Task:
Could you transcribe the material below exactly, without leaving out a single line?

Data section:
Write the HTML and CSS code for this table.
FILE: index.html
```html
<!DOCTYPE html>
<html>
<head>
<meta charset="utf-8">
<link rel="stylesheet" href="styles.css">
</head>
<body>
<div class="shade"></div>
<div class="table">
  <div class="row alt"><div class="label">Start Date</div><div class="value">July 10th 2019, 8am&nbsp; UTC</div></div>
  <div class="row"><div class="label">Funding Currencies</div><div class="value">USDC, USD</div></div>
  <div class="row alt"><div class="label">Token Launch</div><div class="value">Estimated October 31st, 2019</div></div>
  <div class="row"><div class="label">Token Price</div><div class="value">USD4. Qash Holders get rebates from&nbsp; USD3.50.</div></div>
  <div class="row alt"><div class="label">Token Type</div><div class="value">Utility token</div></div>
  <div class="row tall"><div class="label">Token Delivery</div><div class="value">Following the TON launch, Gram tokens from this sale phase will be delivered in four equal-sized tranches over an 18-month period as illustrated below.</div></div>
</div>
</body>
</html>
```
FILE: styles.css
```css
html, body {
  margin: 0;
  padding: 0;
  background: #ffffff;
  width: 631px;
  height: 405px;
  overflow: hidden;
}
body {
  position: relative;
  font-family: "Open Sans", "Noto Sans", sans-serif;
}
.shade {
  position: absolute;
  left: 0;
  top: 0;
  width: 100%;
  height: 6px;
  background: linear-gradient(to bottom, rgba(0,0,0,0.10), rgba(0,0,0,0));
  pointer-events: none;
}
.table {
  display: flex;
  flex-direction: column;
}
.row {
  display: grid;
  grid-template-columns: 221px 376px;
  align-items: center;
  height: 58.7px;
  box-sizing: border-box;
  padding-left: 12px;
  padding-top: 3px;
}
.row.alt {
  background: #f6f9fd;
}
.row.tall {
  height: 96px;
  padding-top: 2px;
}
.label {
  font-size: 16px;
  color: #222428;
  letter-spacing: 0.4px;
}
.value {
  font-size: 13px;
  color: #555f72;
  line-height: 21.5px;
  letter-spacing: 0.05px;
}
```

Exercise response:
Write the HTML and CSS code for this table.
FILE: index.html
```html
<!DOCTYPE html>
<html>
<head>
<meta charset="utf-8">
<link rel="stylesheet" href="styles.css">
</head>
<body>
<div class="shade"></div>
<div class="table">
  <div class="row alt"><div class="label">Start Date</div><div class="value">July 10th 2019, 8am&nbsp; UTC</div></div>
  <div class="row"><div class="label">Funding Currencies</div><div class="value">USDC, USD</div></div>
  <div class="row alt"><div class="label">Token Launch</div><div class="value">Estimated October 31st, 2019</div></div>
  <div class="row"><div class="label">Token Price</div><div class="value">USD4. Qash Holders get rebates from&nbsp; USD3.50.</div></div>
  <div class="row alt"><div class="label">Token Type</div><div class="value">Utility token</div></div>
  <div class="row tall"><div class="label">Token Delivery</div><div class="value">Following the TON launch, Gram tokens from this sale phase will be delivered in four equal-sized tranches over an 18-month period as illustrated below.</div></div>
</div>
</body>
</html>
```
FILE: styles.css
```css
html, body {
  margin: 0;
  padding: 0;
  background: #ffffff;
  width: 631px;
  height: 405px;
  overflow: hidden;
}
body {
  position: relative;
  font-family: "Open Sans", "Noto Sans", sans-serif;
}
.shade {
  position: absolute;
  left: 0;
  top: 0;
  width: 100%;
  height: 6px;
  background: linear-gradient(to bottom, rgba(0,0,0,0.10), rgba(0,0,0,0));
  pointer-events: none;
}
.table {
  display: flex;
  flex-direction: column;
}
.row {
  display: grid;
  grid-template-columns: 221px 376px;
  align-items: center;
  height: 58.7px;
  box-sizing: border-box;
  padding-left: 12px;
  padding-top: 3px;
}
.row.alt {
  background: #f6f9fd;
}
.row.tall {
  height: 96px;
  padding-top: 2px;
}
.label {
  font-size: 16px;
  color: #222428;
  letter-spacing: 0.4px;
}
.value {
  font-size: 13px;
  color: #555f72;
  line-height: 21.5px;
  letter-spacing: 0.05px;
}
```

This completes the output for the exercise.